Work instructions.
Each line containing the word "code" must be reported.

Dataset extract.
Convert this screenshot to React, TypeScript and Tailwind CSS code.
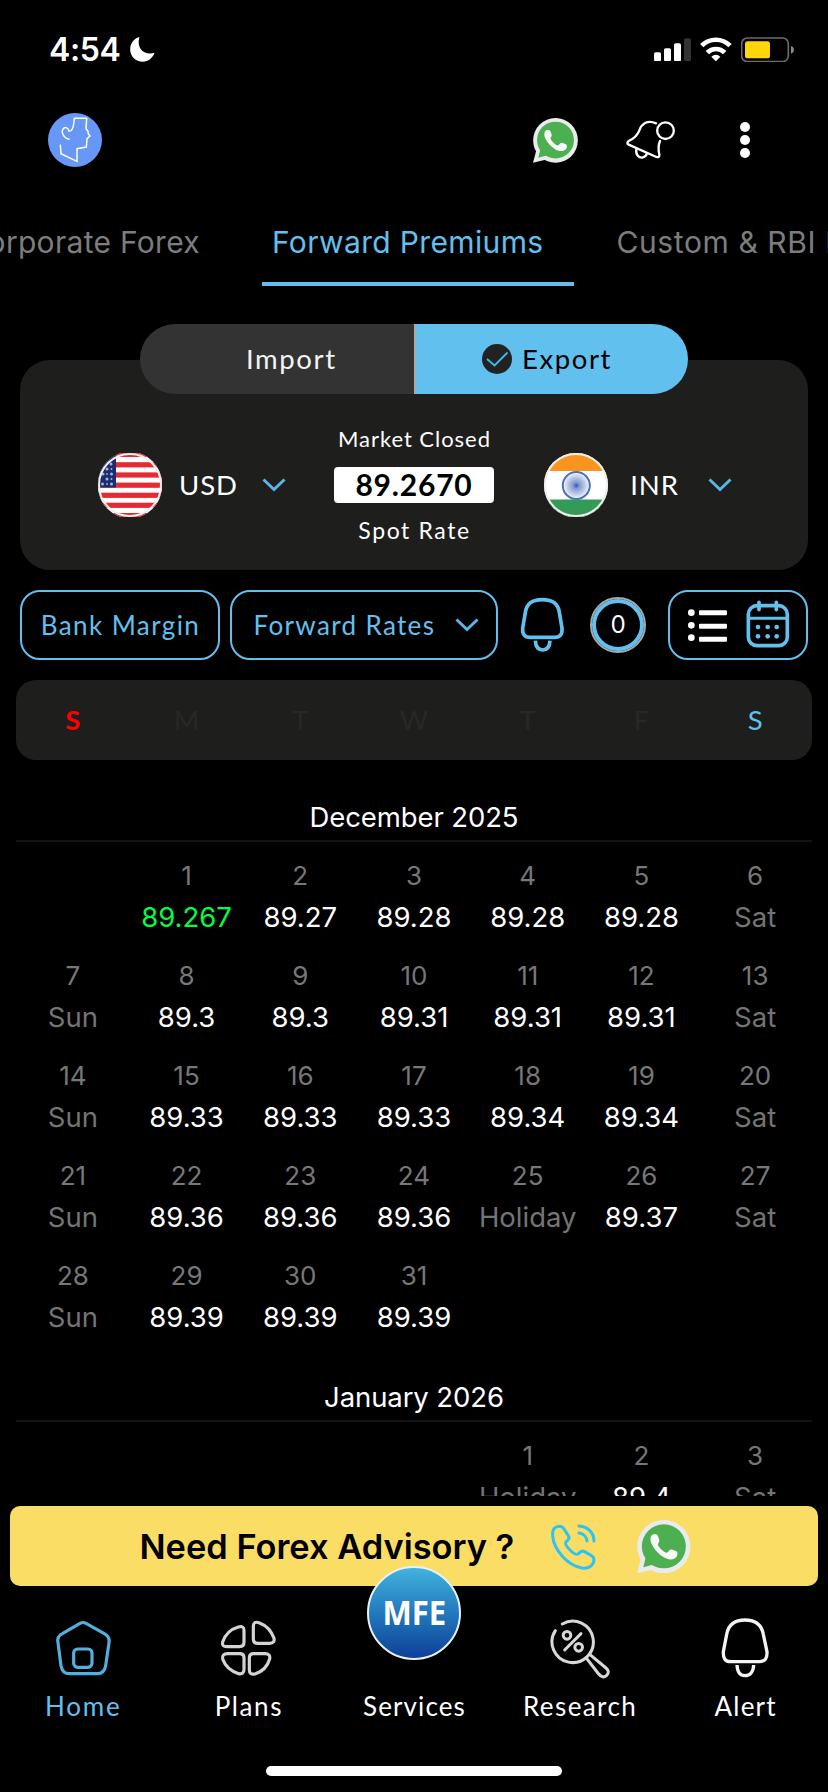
import type { ReactNode } from "react";

function WhatsApp({ className }: { className: string }) {
  return (
    <svg viewBox="670 89 161 161" className={className}>
      <path d="M670 249 L683 201 L722 237 Z" fill="#e9ebee" />
      <circle cx="750.500" cy="169" r="80" fill="#e9ebee" />
      <path d="M689 231 L697 198 L722 222 Z" fill="#4caf50" />
      <circle cx="750.500" cy="168" r="66" fill="#4caf50" />
      <path
        fill="#fafafa"
        d="M719 132H727C731 132 732 136 736 146C738 152 737 154 733 160C730 164 740 174 746 180C752 186 759 189 762 186L768 179C771 176 775 177 779 179L788 183C792 186 792 191 790 197C786 206 773 209 762 206C740 200 716 173 711 153C709 142 713 134 719 132Z"
      />
    </svg>
  );
}

function Chevron({ className }: { className: string }) {
  return (
    <svg viewBox="0 0 24 14" className={className} fill="none" stroke="#5bb5e6" strokeWidth="3">
      <path d="M1.500 1.500 L12 11.500 L22.500 1.500" />
    </svg>
  );
}

function StatusBar() {
  return (
    <div className="flex h-[99px] items-center justify-between pl-[49px] pr-[33.500px]">
      <div className="flex items-center">
        <span className="w-[81px] text-[32px] font-semibold tracking-[-0.400px]">4:54</span>
        <svg viewBox="390 111 74 76" className="h-[25px] w-[24.700px]" fill="#fff">
          <path d="M418 111C400 116 390 132 390 149C390 170 407 186 428 186C445 186 459 175 464 159C434 168 408 148 418 111Z" />
        </svg>
      </div>
      <div className="flex items-center gap-[9.500px]">
        <svg viewBox="717 113 111 70" className="h-[23.300px] w-[37px]" fill="#fff">
          <rect x="717" y="156" width="21" height="27" rx="5" />
          <rect x="747" y="144" width="21" height="39" rx="5" />
          <rect x="777" y="129" width="21" height="54" rx="5" />
          <rect x="807" y="114" width="21" height="69" rx="5" fill="#333" />
        </svg>
        <svg viewBox="857 110 95 74" className="h-[24.700px] w-[31.700px]" fill="none" stroke="#fff" strokeWidth="14">
          <path d="M862 136A60 60 0 0 1 947 136" />
          <path d="M879 157A36 36 0 0 1 931 157" />
          <path d="M904.500 183L891 169Q904.500 158 918 169Z" fill="#fff" stroke="none" />
        </svg>
        <svg viewBox="981 110 160 77" className="h-[25.700px] w-[53.300px]">
          <rect x="983" y="113" width="140" height="71" rx="17" fill="none" stroke="#6b6b6b" strokeWidth="5" />
          <rect x="993" y="123" width="75" height="51" rx="8" fill="#ffd60a" />
          <path d="M1131 137Q1140 140 1140 148.500Q1140 157 1131 160Z" fill="#8a8a8a" />
        </svg>
      </div>
    </div>
  );
}

function Header() {
  return (
    <div className="flex h-[82px] items-center pl-12 pr-[78px]">
      <svg viewBox="144 339 162 162" className="h-[54px] w-[54px]">
        <circle cx="225" cy="420" r="81" fill="#6797f7" />
        <path
          d="M209 418C190 415 182 395 190 386C196 379 206 384 206 393C214 394 219 388 221 372L223 355H260L258 386L264 394L265 402L270 408L261 416L259 441L231 446V484L183 461L181 434"
          fill="none"
          stroke="#fff"
          strokeWidth="4.500"
        />
      </svg>
      <WhatsApp className="ml-auto h-[45px] w-[45px]" />
      <svg
        viewBox="632 358 152 124"
        className="ml-[46.500px] h-[41.300px] w-[50.700px]"
        fill="none"
        stroke="#fff"
        strokeWidth="7"
        strokeLinecap="round"
      >
        <path d="M725 371C698 359 681 374 675 392C669 408 660 416 643 424Q635 430 643 435L726 472Q736 475 735 465C731 448 731 438 737 424" />
        <circle cx="753.500" cy="393" r="25" />
        <path d="M666 449C663 465 673 475 684 474C691 473 696 468 698 461" />
      </svg>
      <div className="ml-[64.500px] flex flex-col gap-[2.800px]">
        <i className="size-[10px] rounded-full bg-white" />
        <i className="size-[10px] rounded-full bg-white" />
        <i className="size-[10px] rounded-full bg-white" />
      </div>
    </div>
  );
}

function Tabs() {
  return (
    <div className="flex h-[105px] overflow-hidden whitespace-nowrap pt-[16px] text-[30px] leading-[90px] tracking-[0.300px] text-[#7d7d7d]">
      <div className="flex w-[262px] shrink-0 justify-end pr-[62px]">Corporate Forex</div>
      <div className="h-[89px] w-[312px] shrink-0 border-b-4 border-[#62c0ef] pl-[10px] tracking-[0.350px] text-[#62c0ef]">
        Forward Premiums
      </div>
      <div className="shrink-0 pl-[42.500px] tracking-[0.600px]">Custom &amp; RBI Rates</div>
    </div>
  );
}

function Flag({ children }: { children: ReactNode }) {
  return (
    <svg viewBox="0 0 64 64" className="size-16 shrink-0">
      <g clipPath="inset(0 round 32px)">{children}</g>
      <circle cx="32" cy="32" r="31" fill="none" stroke="#efefef" strokeWidth="2" />
    </svg>
  );
}

const usStripes = [-1.200, 9.200, 19.400, 29.600, 39.700, 49.700, 60];
const usStars = [
  [13, 11], [9, 16], [13.500, 21], [5, 21], [9, 26], [4.500, 31], [13.500, 31],
];

function UsFlag() {
  return (
    <Flag>
      <rect width="64" height="64" fill="#fff" />
      {usStripes.map((y) => (
        <rect key={y} y={y} width="64" height="5.200" fill="#e42a33" />
      ))}
      <rect width="18" height="34.500" fill="#1b2d6e" />
      {usStars.map(([x, y]) => (
        <circle key={`${x}-${y}`} cx={x} cy={y} r="1.500" fill="#aab4d6" />
      ))}
      <circle cx="9" cy="21" r="0.900" fill="#aab4d6" />
      <circle cx="9" cy="31" r="0.900" fill="#aab4d6" />
      <circle cx="13.500" cy="16" r="0.900" fill="#aab4d6" />
      <circle cx="13.500" cy="26" r="0.900" fill="#aab4d6" />
    </Flag>
  );
}

function IndiaFlag() {
  return (
    <Flag>
      <defs>
        <radialGradient id="chakra">
          <stop offset="0" stopColor="#2a56ae" />
          <stop offset="0.250" stopColor="#7f98cf" />
          <stop offset="1" stopColor="#e3e9f5" />
        </radialGradient>
      </defs>
      <rect width="64" height="64" fill="#fff" />
      <rect width="64" height="18" fill="#fb941e" />
      <rect y="46.500" width="64" height="18" fill="#349a57" />
      <circle cx="32.300" cy="32.500" r="12" fill="url(#chakra)" />
      <circle cx="32.300" cy="32.500" r="13.500" fill="none" stroke="#4a6fbb" strokeWidth="2" />
    </Flag>
  );
}

function Currency({ flag, code }: { flag: ReactNode; code: string }) {
  return (
    <div className="flex items-center">
      {flag}
      <span className="w-[100px] pr-[7px] text-center text-[27.500px] tracking-[0.900px]">{code}</span>
      <Chevron className="h-[14px] w-6" />
    </div>
  );
}

function RateCard() {
  return (
    <div className="font-[Lato,sans-serif]">
      <div className="relative z-10 mx-auto flex h-[70px] w-[548px] overflow-hidden rounded-full text-[27.500px] tracking-[1.600px]">
        <div className="flex w-[276px] items-center border-r-2 border-[#a9a9a9] bg-[#333] pl-[106px] text-[#f4f4f4]">
          Import
        </div>
        <div className="flex w-[272px] items-center bg-[#62c0ef] pl-[66px] text-black">
          <svg viewBox="0 0 30 30" className="mr-[10px] size-[30px]">
            <circle cx="15" cy="15" r="15" fill="#222" />
            <path d="M5 15L12.500 21.500L25.500 8.500" fill="none" stroke="#35bdf0" strokeWidth="1.800" />
          </svg>
          Export
        </div>
      </div>
      <div className="mx-5 -mt-[34px] flex h-[210px] rounded-[30px] bg-[#1e1e1c] pl-[78px] pt-[59px]">
        <div className="flex h-[132px] items-center">
          <Currency flag={<UsFlag />} code="USD" />
          <div className="ml-[48px] mr-[50px] flex w-[160px] flex-col items-center whitespace-nowrap">
            <div className="h-[30px] pl-px text-[22px] leading-[30px] tracking-[0.950px]">Market Closed</div>
            <div className="my-[13px] h-[36px] w-[160px] rounded bg-white text-center text-[30px] font-bold leading-[35px] tracking-[0.800px] text-black">
              89.2670
            </div>
            <div className="h-[30px] pl-px text-[23px] leading-[29px] tracking-[1.600px]">Spot Rate</div>
          </div>
          <Currency flag={<IndiaFlag />} code="INR" />
        </div>
      </div>
    </div>
  );
}

function Toolbar() {
  return (
    <div className="mx-5 mt-5 flex h-[70px] items-center font-[Lato,sans-serif] text-[26px] text-[#62c0ef]">
      <div className="flex h-[70px] w-[200px] items-center justify-center whitespace-nowrap rounded-[20px] border-2 border-[#62c0ef] pl-px tracking-[1.400px]">
        Bank Margin
      </div>
      <div className="ml-[10px] flex h-[70px] w-[268px] items-center justify-between whitespace-nowrap rounded-[20px] border-2 border-[#62c0ef] pl-[21.500px] pr-[17px] tracking-[1.350px]">
        Forward Rates
        <Chevron className="h-[14px] w-6" />
      </div>
      <svg
        viewBox="318 88 134 166"
        className="ml-[22px] h-[55.300px] w-[44.700px]"
        fill="none"
        stroke="#62c0ef"
        strokeWidth="11"
      >
        <path d="M385 96C417 96 432 108 436 134L444 182Q446 209 422 209H348Q324 209 326 182L334 134C338 108 353 96 385 96Z" />
        <path d="M364 219C365 238 374 247 386 247C398 247 407 238 408 219" />
      </svg>
      <div className="ml-[25.300px] flex size-[56px] items-center justify-center rounded-full border-2 border-[#a9a9a9]">
        <div className="flex size-[52px] items-center justify-center rounded-full border-4 border-[#62c0ef] pb-[2px] text-[25px] text-white">
          <span className="scale-x-[0.950]">0</span>
        </div>
      </div>
      <div className="ml-auto flex h-[70px] w-[140px] items-center rounded-[20px] border-2 border-[#62c0ef] pl-[16px]">
        <svg viewBox="816 112 130 110" className="h-[36.700px] w-[43.300px]" fill="#fff">
          <circle cx="832" cy="129" r="10" />
          <circle cx="832" cy="167" r="10" />
          <circle cx="832" cy="204" r="10" />
          <rect x="855" y="122" width="84" height="15" rx="3" />
          <rect x="855" y="162" width="84" height="15" rx="3" />
          <rect x="855" y="201" width="84" height="15" rx="3" />
        </svg>
        <svg viewBox="992 90 138 148" className="ml-[15.300px] h-[49.300px] w-[46px]" fill="none" stroke="#62c0ef" strokeWidth="11">
          <rect x="1002" y="107" width="117" height="120" rx="26" />
          <path d="M1002 145H1119" strokeWidth="9" />
          <path d="M1034 97V119M1086 97V119" strokeLinecap="round" />
          <g fill="#62c0ef" stroke="none">
            <circle cx="1031" cy="171" r="7" />
            <circle cx="1060" cy="171" r="7" />
            <circle cx="1087" cy="171" r="7" />
            <circle cx="1031" cy="199" r="7" />
            <circle cx="1060" cy="199" r="7" />
            <circle cx="1087" cy="199" r="7" />
          </g>
        </svg>
      </div>
    </div>
  );
}

function WeekHeader() {
  return (
    <div className="mx-4 mt-5 grid h-20 grid-cols-7 items-center rounded-[20px] bg-[#1e1e1c] pb-px text-center font-[Lato,sans-serif] text-[27.500px] text-[#282828]">
      <span className="font-bold text-[#ff0000]">S</span>
      <span>M</span>
      <span>T</span>
      <span>W</span>
      <span>T</span>
      <span>F</span>
      <span className="text-[#62c0ef]">S</span>
    </div>
  );
}

type Day = [number, string] | null;

const december: Day[] = [
  null, [1, "89.267"], [2, "89.27"], [3, "89.28"], [4, "89.28"], [5, "89.28"], [6, "Sat"],
  [7, "Sun"], [8, "89.3"], [9, "89.3"], [10, "89.31"], [11, "89.31"], [12, "89.31"], [13, "Sat"],
  [14, "Sun"], [15, "89.33"], [16, "89.33"], [17, "89.33"], [18, "89.34"], [19, "89.34"], [20, "Sat"],
  [21, "Sun"], [22, "89.36"], [23, "89.36"], [24, "89.36"], [25, "Holiday"], [26, "89.37"], [27, "Sat"],
  [28, "Sun"], [29, "89.39"], [30, "89.39"], [31, "89.39"], null, null, null,
];

const january: Day[] = [null, null, null, null, [1, "Holiday"], [2, "89.4"], [3, "Sat"]];

function valueColor(value: string) {
  if (value === "89.267") return "text-[#00ff41]";
  return /^\d/.test(value) ? "text-white" : "text-[#747474]";
}

function Month({ title, days }: { title: string; days: Day[] }) {
  return (
    <div>
      <div className="h-12 border-b-2 border-[#131313] text-center text-[27.500px] leading-[46px] tracking-[-0.100px]">
        {title}
      </div>
      <div className="grid grid-cols-7 text-center">
        {days.map((day, i) => (
          <div key={i} className="h-[100px] pt-[15px]">
            {day && (
              <>
                <div className="h-[37px] text-[26px] leading-[37px] text-[#777]">{day[0]}</div>
                <div className={`h-[46px] text-[27.500px] leading-[46px] ${valueColor(day[1])}`}>{day[1]}</div>
              </>
            )}
          </div>
        ))}
      </div>
    </div>
  );
}

function Banner() {
  return (
    <div className="mx-[10px] mt-[10px] flex h-20 items-center rounded-[10px] bg-[#fadd65] pl-[129.500px] text-black">
      <span className="w-[409.500px] whitespace-nowrap pt-[2px] text-[34.400px] font-semibold">Need Forex Advisory ?</span>
      <svg
        viewBox="405 103 145 145"
        className="mt-[3px] size-[48.300px]"
        fill="none"
        stroke="#2cc4f5"
        strokeWidth="9"
        strokeLinecap="round"
        strokeLinejoin="round"
      >
        <path d="M416 142C414 120 424 113 436 113C446 113 448 118 452 124L463 141C467 147 466 150 462 154L456 160C452 165 458 174 468 184C478 194 486 200 492 196L500 190C504 186 508 187 512 189L534 202C541 207 541 214 538 222C532 236 518 240 504 238C460 230 420 184 416 142Z" />
        <path d="M495 112C522 114 540 132 540 157" />
        <path d="M495 133C509 135 518 145 519 157" />
      </svg>
      <WhatsApp className="ml-[40px] mt-px size-[53.700px]" />
    </div>
  );
}

function HomeIcon() {
  return (
    <svg viewBox="160 386 174 174" className="size-[58px]" fill="none" stroke="#52afde" strokeWidth="9.500">
      <path d="M238 399Q247 394 256 399L311 430Q328 439 325 457L315 526Q311 550 290 550H206Q185 550 181 526L172 457Q168 439 185 430Z" />
      <rect x="219" y="476" width="55" height="55" rx="12" />
    </svg>
  );
}

function PlansIcon() {
  return (
    <svg viewBox="658 386 174 174" className="size-[58px]" fill="none" stroke="#d4d4d4" strokeWidth="9.500">
      <path d="M716 410Q733 405 733 420V456Q733 469 720 469H682Q665 469 669 455Q681 420 716 410Z" />
      <path d="M778 397Q761 392 761 408V447Q761 459 773 459H810Q826 459 823 444Q811 409 778 397Z" />
      <path d="M684 490H720Q733 490 733 503V537Q733 553 717 550Q680 538 669 506Q666 490 684 490Z" />
      <path d="M762 490H796Q813 490 810 506Q800 540 766 551Q749 554 749 538V503Q749 490 762 490Z" />
    </svg>
  );
}

function ResearchIcon() {
  return (
    <svg
      viewBox="402 378 186 186"
      className="size-[62px]"
      fill="none"
      stroke="#d8d8d8"
      strokeWidth="9"
      strokeLinecap="round"
    >
      <path d="M442 399A62 62 0 1 1 421 419" />
      <path d="M513 500L551 549Q563 564 575 553Q586 542 573 531L525 491" />
      <circle cx="456" cy="433" r="11.500" />
      <circle cx="491" cy="469" r="11.500" />
      <path d="M449 477L498 428" />
    </svg>
  );
}

function AlertIcon() {
  return (
    <svg viewBox="918 384 150 184" className="h-[61.300px] w-[50px]" fill="none" stroke="#f4f4f4" strokeWidth="10">
      <path d="M993 393C1024 393 1043 408 1048 436L1059 488Q1061 518 1036 518H950Q926 518 928 488L938 436C943 408 962 393 993 393Z" />
      <path d="M969 528C970 550 980 560 993 560C1007 560 1018 550 1019 528" />
    </svg>
  );
}

function NavItem({ icon, children }: { icon?: ReactNode; children: ReactNode }) {
  return (
    <div className="flex flex-col items-center">
      <div className="flex h-[62px] items-center">{icon}</div>
      <div className="mt-[10px] h-[34px] pl-px leading-[34px]">{children}</div>
    </div>
  );
}

function BottomNav() {
  return (
    <div className="relative h-[206px] pt-[31px] font-[Lato,sans-serif] text-[26px]">
      <div className="absolute -top-5 left-[367px] flex size-[94px] items-center justify-center rounded-full border-2 border-[#e8f1f8] bg-linear-to-b from-[#41b3de] to-[#113f98] font-['Noto_Sans',sans-serif] text-[34.500px] font-bold">
        <span className="-mt-[2px] scale-x-[0.900]">MFE</span>
      </div>
      <div className="grid grid-cols-5">
        <NavItem icon={<HomeIcon />}>
          <span className="tracking-[1.800px] text-[#62c0ef]">Home</span>
        </NavItem>
        <NavItem icon={<PlansIcon />}>
          <span className="tracking-[1.600px]">Plans</span>
        </NavItem>
        <NavItem>
          <span className="tracking-[1.100px]">Services</span>
        </NavItem>
        <NavItem icon={<ResearchIcon />}>
          <span className="tracking-[1.400px]">Research</span>
        </NavItem>
        <NavItem icon={<AlertIcon />}>
          <span className="tracking-[1.200px]">Alert</span>
        </NavItem>
      </div>
      <div className="mx-auto mt-[43px] h-[10px] w-[296px] rounded-full bg-white" />
    </div>
  );
}

export default function App() {
  return (
    <div className="h-[1792px] w-[828px] overflow-hidden bg-black font-[Inter,sans-serif] text-white">
      <StatusBar />
      <Header />
      <Tabs />
      <div className="pt-[38px]">
        <RateCard />
      </div>
      <Toolbar />
      <WeekHeader />
      <div className="mx-4 flex h-[736px] flex-col gap-8 overflow-hidden pt-[34px]">
        <Month title="December 2025" days={december} />
        <Month title="January 2026" days={january} />
      </div>
      <Banner />
      <BottomNav />
    </div>
  );
}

Worked answer.
Convert this screenshot to React, TypeScript and Tailwind CSS code.
function Currency({ flag, code }: { flag: ReactNode; code: string }) {
      <span className="w-[100px] pr-[7px] text-center text-[27.500px] tracking-[0.900px]">{code}</span>
          <Currency flag={<UsFlag />} code="USD" />
          <Currency flag={<IndiaFlag />} code="INR" />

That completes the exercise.